The increased threshold for the requirement to publish a prospectus has also done a disservice to the highly regulated and publicly visible part of the bond market – exchange trading. Trading on the exchange-based secondary market has become less transparent and there has been a decline in liquidity – prices are calculated less frequently and at longer intervals. The proportion of price determinations for bonds in denominations under EUR 100,000 is falling steadily across all marketplaces. This intensifies further the general problem of the decline in the overall amount of liquidity in the bond market. Current prospectus law tends to benefit the less regulated and less transparent OTC market for bonds.
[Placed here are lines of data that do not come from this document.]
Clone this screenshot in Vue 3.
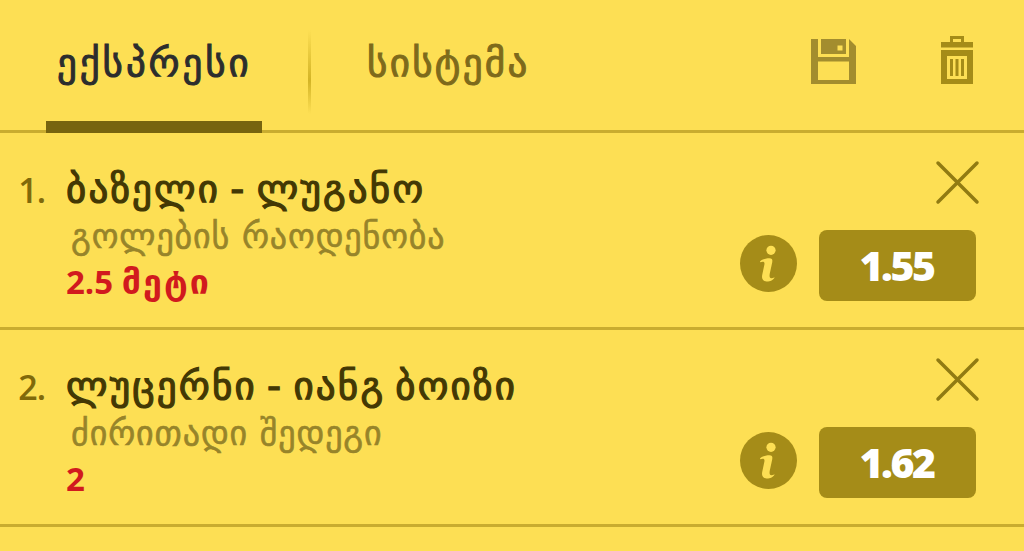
<script setup>
import { ref } from 'vue'

const activeTab = ref('express')

const tabs = [
  { id: 'express', label: 'ექსპრესი' },
  { id: 'system', label: 'სისტემა' }
]

const bets = ref([
  { id: 1, match: 'ბაზელი - ლუგანო', market: 'გოლების რაოდენობა', pick: '2.5', pickWord: 'მეტი', odds: '1.55' },
  { id: 2, match: 'ლუცერნი - იანგ ბოიზი', market: 'ძირითადი შედეგი', pick: '2', pickWord: '', odds: '1.62' }
])

const removeBet = (id) => {
  bets.value = bets.value.filter((bet) => bet.id !== id)
}
</script>

<template>
  <div class="betslip">
    <header class="header">
      <nav class="tabs">
        <button
          v-for="tab in tabs"
          :key="tab.id"
          class="tab"
          :class="[tab.id, { active: activeTab === tab.id }]"
          @click="activeTab = tab.id"
        >
          <span class="tab-label">{{ tab.label }}</span>
        </button>
      </nav>
      <div class="tools">
        <svg class="save" width="45" height="45" viewBox="0 0 45 45">
          <path d="M0 0H7V41H38V0L45 7V45H0Z" />
          <path fill-rule="evenodd" d="M10 0H35V15H10ZM26.500 6.500V11.500H31.500V6.500Z" />
          <path d="M7 18H38V22.500H7Z" />
        </svg>
        <svg class="trash" width="32" height="48" viewBox="0 0 32 48">
          <path fill-rule="evenodd" d="M0 6H9V0H23V6H32V11.500H0ZM12 3V6H20V3Z" />
          <path fill-rule="evenodd" d="M0 14H32V48H0ZM6 20V43H26V20Z" />
          <path d="M9 23H12V40H9ZM14.500 23H17.500V40H14.500ZM20 23H23V40H20Z" />
        </svg>
      </div>
    </header>

    <section v-for="(bet, index) in bets" :key="bet.id" class="bet">
      <div class="num">{{ index + 1 }}.</div>
      <div class="info">
        <div class="match">{{ bet.match }}</div>
        <div class="market">{{ bet.market }}</div>
        <div class="pick">{{ bet.pick }} <span class="word">{{ bet.pickWord }}</span></div>
      </div>
      <div class="side">
        <svg class="close" width="45" height="45" viewBox="0 0 45 45" @click="removeBet(bet.id)">
          <path d="M3 3L42 42M42 3L3 42" />
        </svg>
        <div class="actions">
          <svg class="details" width="57" height="57" viewBox="0 0 57 57">
            <circle cx="28.500" cy="28.500" r="28.500" />
            <circle class="mark" cx="31" cy="15.300" r="4.600" />
            <path class="mark" d="M20 26.200C22 24.200 26 23.200 29.500 23.200C32.500 23.200 32.600 25 32.200 27.500L29.800 38.500C29.200 41.700 29.700 43.200 31.300 43.200C32.400 43.200 33.500 42.700 34.600 42.200C33.800 45 29.500 46.700 26.500 46.500C22.500 46.200 21.600 43.500 22.200 40L24.400 29.500C24.900 26.800 23.300 26.100 20.300 27.300Z" />
          </svg>
          <div class="odds">{{ bet.odds }}</div>
        </div>
      </div>
    </section>
  </div>
</template>

<style>
html,
body {
  background: #fddf54;
  overflow: hidden;
}
</style>

<style scoped>
.betslip {
  width: 1024px;
  height: 551px;
  background: #fddf54;
  font-family: 'Open Sans', 'DejaVu Sans', sans-serif;
  overflow: hidden;
}

.header {
  display: flex;
  justify-content: space-between;
  box-sizing: border-box;
  height: 133px;
  border-bottom: 3px solid #c9ac2f;
}

.tabs {
  display: flex;
  padding-left: 46px;
}

.tab {
  display: flex;
  align-items: flex-start;
  box-sizing: border-box;
  height: 133px;
  padding: 41px 0 0;
  border: 0;
  background: none;
  font: 400 39px/44px 'DejaVu Sans', sans-serif;
  letter-spacing: 2.3px;
  color: #7e6a1b;
  white-space: nowrap;
  -webkit-text-stroke: 1px currentColor;
}

.tab.express {
  width: 216px;
  padding-left: 11px;
  letter-spacing: 2.9px;
}

.tab.system {
  width: 330px;
  padding-left: 105px;
  background: linear-gradient(rgba(211, 180, 38, 0), #d3b426 60%, rgba(211, 180, 38, 0)) 46px 30px / 3px 84px no-repeat;
}

.tab.active {
  border-bottom: 12px solid #77640f;
  color: #2c2d2d;
}

.tools {
  display: flex;
  align-items: flex-start;
  gap: 85px;
  padding: 36px 51px 0 0;
}

.save {
  margin-top: 3px;
  fill: #a38d2e;
}

.trash {
  fill: #a58c18;
}

.bet {
  display: flex;
  box-sizing: border-box;
  height: 197px;
  border-bottom: 3px solid #c9ac2f;
}

.num {
  box-sizing: border-box;
  width: 66px;
  padding: 34px 21px 0 0;
  text-align: right;
  font-size: 34px;
  line-height: 46px;
  font-weight: 600;
  letter-spacing: -1px;
  color: #80690a;
}

.info {
  flex: 1;
  padding-top: 32px;
  white-space: nowrap;
}

.match {
  height: 48px;
  font: 400 39px/48px 'DejaVu Sans', sans-serif;
  letter-spacing: 2.2px;
  word-spacing: -4.5px;
  color: #433804;
  -webkit-text-stroke: 1.2px currentColor;
}

.market {
  height: 46px;
  padding-left: 5px;
  font: 400 34px/46px 'DejaVu Sans', sans-serif;
  letter-spacing: 0.9px;
  color: #97842a;
  -webkit-text-stroke: 0.6px currentColor;
}

.pick {
  height: 46px;
  font-size: 33px;
  line-height: 46px;
  font-weight: 700;
  color: #d11a1e;
}

.word {
  font: 700 34px/40px 'DejaVu Sans', sans-serif;
  letter-spacing: 2px;
}

.side {
  display: flex;
  flex-direction: column;
  align-items: flex-end;
  padding: 27px 48px 0 0;
}

.close {
  margin-right: -4px;
  fill: none;
  stroke: #917b12;
  stroke-width: 3.5;
  stroke-linecap: round;
}

.actions {
  display: flex;
  align-items: center;
  gap: 22px;
  margin-top: 24.500px;
}

.details {
  margin-top: -3px;
  fill: #a58c18;
}

.mark {
  fill: #fddf54;
}

.odds {
  box-sizing: border-box;
  width: 157px;
  height: 71px;
  padding-right: 2px;
  border-radius: 8px;
  background: #a58c18;
  text-align: center;
  font: 800 41px/70px 'Open Sans', sans-serif;
  letter-spacing: -2.5px;
  color: #fff;
}
</style>
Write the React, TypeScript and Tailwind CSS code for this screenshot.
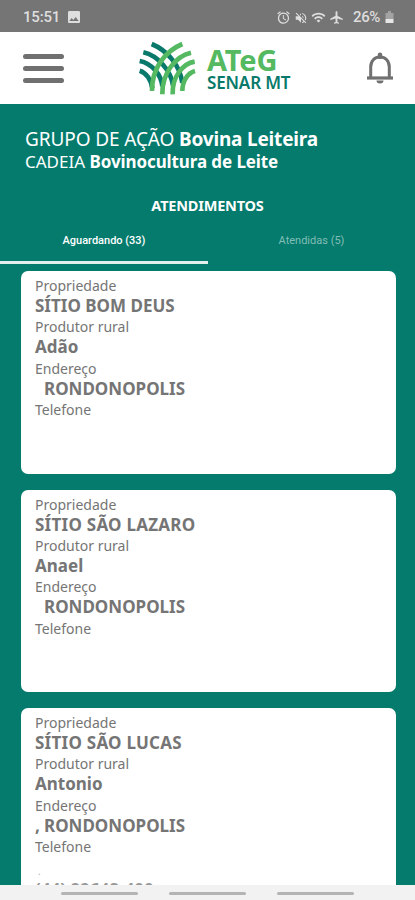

The EU Commission has now learned the right lessons from these undesirable developments. It proposes to do away with any exemptions to the requirement to publish a prospectus. In principle, this would increase protection for retail investors, as they benefit from the information contained in securities prospectuses. Above all, there would no longer be any incentive for bond issuers to choose a large minimum denomination. Smaller denominations should in turn result in greater transparency owing to the increased number of price determinations at shorter intervals on the exchanges. The bond markets could be provided with urgently needed liquidity if a wider group of investors took part in trading again. A larger number of different types of investors in the market should also reduce volatility. Retail investors would be pleased in any case, even to have direct access to higher-quality bonds again. However, it is important to note that the proposed widening of the prospectus requirement will be accompanied by a simplification of the prospectuses themselves. This is because such a reform of the prospectus rules would reduce issuers’ costs in terms of both time and money, stimulating an increase in the range of products on the bond market.

In the next few months the EU institutions must reach a consensus on the reform of the prospectus laws. It is to be hoped that their decision will be in the interests of retail investors and of a generally better-functioning market for all participants.